To understand more about this landscape, we organized WEPME 2014 at IIM Indore (IIMI) recently. We invited 13 leading vendors of simulation-based learning tools to present their solutions to the faculty of IIMI, academic associates, doctoral students, and faculty from other institutions. Here are my key takeaways from the workshop in the context of the management education challenges I raised above.

Several products (Global Strategy game, Capsim, Brandpro, Markstrat, EnParadigm) simulate multi-player competitive situations with multiple rounds of engagement. The exact details vary across the games, but players can decide on investments in manufacturing, R&D, and marketing; introduce new products, and change prices; choose which markets to focus on, etc., all within well-defined resource constraints. At the end of each round, each team can see how it has performed vis-à-vis other teams, “learn” from this experience, and then apply this learning in the next round while at the same time making assumptions about what others will do. This certainly provides a good framework to learn about business decision-making in a dynamic and competitive context and is a good counter to the lack of dynamism and competitor response in most case discussion exercises.

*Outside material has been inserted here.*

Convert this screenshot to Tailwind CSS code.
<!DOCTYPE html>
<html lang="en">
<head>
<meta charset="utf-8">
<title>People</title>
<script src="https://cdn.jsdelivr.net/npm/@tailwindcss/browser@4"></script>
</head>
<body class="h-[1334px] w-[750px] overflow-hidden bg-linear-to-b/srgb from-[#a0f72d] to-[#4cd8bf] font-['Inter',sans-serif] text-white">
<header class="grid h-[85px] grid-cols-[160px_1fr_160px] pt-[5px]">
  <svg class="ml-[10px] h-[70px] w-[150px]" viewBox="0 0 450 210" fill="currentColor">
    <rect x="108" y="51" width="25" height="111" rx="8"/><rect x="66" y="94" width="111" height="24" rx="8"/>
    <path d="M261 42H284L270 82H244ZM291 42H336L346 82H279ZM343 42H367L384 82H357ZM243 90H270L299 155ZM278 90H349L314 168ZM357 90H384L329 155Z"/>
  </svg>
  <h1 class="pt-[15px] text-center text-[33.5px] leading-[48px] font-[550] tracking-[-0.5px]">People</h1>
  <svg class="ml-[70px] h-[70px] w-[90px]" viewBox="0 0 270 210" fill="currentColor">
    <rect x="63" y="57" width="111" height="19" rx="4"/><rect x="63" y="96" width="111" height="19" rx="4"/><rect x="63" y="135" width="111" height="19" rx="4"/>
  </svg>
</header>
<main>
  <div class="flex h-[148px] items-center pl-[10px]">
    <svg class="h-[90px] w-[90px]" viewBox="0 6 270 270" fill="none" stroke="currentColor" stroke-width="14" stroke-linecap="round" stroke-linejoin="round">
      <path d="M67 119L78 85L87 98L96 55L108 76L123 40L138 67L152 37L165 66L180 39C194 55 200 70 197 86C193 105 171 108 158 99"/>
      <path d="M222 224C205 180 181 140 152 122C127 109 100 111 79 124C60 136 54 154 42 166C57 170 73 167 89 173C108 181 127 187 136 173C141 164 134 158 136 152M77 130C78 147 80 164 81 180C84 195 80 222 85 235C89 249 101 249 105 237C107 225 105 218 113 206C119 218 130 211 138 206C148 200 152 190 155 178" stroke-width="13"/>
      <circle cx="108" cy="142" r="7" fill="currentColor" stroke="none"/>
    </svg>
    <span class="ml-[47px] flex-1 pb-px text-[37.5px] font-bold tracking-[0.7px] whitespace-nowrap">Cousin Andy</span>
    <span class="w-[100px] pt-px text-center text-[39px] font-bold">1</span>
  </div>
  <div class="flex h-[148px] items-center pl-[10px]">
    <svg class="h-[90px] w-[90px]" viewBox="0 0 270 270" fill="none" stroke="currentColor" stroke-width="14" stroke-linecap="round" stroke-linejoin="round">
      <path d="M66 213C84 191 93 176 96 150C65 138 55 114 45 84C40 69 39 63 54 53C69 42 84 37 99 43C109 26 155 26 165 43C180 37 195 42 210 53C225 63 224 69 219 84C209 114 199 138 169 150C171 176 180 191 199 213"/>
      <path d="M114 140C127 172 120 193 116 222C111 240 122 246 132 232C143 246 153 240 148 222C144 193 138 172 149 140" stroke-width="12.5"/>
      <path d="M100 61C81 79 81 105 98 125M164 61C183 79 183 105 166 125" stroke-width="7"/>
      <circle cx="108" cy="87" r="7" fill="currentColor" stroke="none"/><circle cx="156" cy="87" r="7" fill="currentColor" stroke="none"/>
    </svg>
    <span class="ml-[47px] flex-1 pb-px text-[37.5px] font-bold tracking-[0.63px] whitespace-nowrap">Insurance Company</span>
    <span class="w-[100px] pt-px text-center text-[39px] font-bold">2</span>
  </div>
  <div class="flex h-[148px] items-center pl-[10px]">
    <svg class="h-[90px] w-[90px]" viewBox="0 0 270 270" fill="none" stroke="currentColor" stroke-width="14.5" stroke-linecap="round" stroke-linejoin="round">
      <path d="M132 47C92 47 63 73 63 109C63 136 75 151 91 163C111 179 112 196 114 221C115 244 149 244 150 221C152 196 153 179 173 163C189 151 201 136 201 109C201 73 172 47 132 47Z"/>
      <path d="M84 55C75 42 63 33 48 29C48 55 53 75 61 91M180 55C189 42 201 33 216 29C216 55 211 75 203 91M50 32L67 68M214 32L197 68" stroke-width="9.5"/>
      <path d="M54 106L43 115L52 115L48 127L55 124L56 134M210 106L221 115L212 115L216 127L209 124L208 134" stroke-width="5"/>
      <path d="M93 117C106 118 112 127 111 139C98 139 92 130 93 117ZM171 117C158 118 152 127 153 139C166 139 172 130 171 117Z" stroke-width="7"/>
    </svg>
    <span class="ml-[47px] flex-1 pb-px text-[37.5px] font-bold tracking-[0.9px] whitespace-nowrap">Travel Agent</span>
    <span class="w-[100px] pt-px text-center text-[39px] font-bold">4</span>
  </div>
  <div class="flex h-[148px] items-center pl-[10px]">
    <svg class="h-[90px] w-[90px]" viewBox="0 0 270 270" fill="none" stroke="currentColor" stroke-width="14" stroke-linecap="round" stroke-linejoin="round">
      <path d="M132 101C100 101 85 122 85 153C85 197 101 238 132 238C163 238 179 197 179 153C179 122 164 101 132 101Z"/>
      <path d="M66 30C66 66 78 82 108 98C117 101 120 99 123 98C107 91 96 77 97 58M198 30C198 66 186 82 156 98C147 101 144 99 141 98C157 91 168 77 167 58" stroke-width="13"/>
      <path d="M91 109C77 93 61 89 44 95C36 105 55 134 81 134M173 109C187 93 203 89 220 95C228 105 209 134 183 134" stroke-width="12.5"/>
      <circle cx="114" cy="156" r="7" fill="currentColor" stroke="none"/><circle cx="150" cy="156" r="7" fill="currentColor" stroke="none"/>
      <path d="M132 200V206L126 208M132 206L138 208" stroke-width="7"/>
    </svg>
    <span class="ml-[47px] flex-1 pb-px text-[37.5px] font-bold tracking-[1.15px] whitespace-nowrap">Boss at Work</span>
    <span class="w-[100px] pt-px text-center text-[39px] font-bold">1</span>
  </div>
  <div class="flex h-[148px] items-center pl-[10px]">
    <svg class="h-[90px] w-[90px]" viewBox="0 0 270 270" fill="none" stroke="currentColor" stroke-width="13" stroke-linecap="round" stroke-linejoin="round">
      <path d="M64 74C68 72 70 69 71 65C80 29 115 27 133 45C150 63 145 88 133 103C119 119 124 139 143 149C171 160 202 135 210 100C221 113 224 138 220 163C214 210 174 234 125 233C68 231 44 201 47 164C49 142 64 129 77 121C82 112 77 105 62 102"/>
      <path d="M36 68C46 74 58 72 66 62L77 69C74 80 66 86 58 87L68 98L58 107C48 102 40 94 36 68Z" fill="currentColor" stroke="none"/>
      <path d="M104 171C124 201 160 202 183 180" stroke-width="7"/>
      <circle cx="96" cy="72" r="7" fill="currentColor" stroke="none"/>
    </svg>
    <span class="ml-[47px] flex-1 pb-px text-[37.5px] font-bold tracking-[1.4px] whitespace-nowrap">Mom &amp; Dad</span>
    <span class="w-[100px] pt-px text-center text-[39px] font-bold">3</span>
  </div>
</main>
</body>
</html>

Once concern I have about these games is that they make execution seem very easy, pretty much at the touch of a key. Changing a strategy or re-orienting a company is a very hard task from an organizational perspective, but I fear that thee games tend to gloss over that. Henry Mintzberg has criticized MBAs for being Master of Business Analytics rather than Master of Business Administration, and these decision-oriented games could be criticised for reinforcing that analytical streak. Dharam Pal of SanRisk Solutions (that sells Capsim products in India) shared with the audience that his product replicated at least one dimension of real-life execution: team dynamics. From his experience, the quality of a team’s performance in Capsim depends on the cohesion of the team; even if one member is obstinate or refuses to cooperate with the others, the team is often unable to respond effectively to the feedback from prior rounds!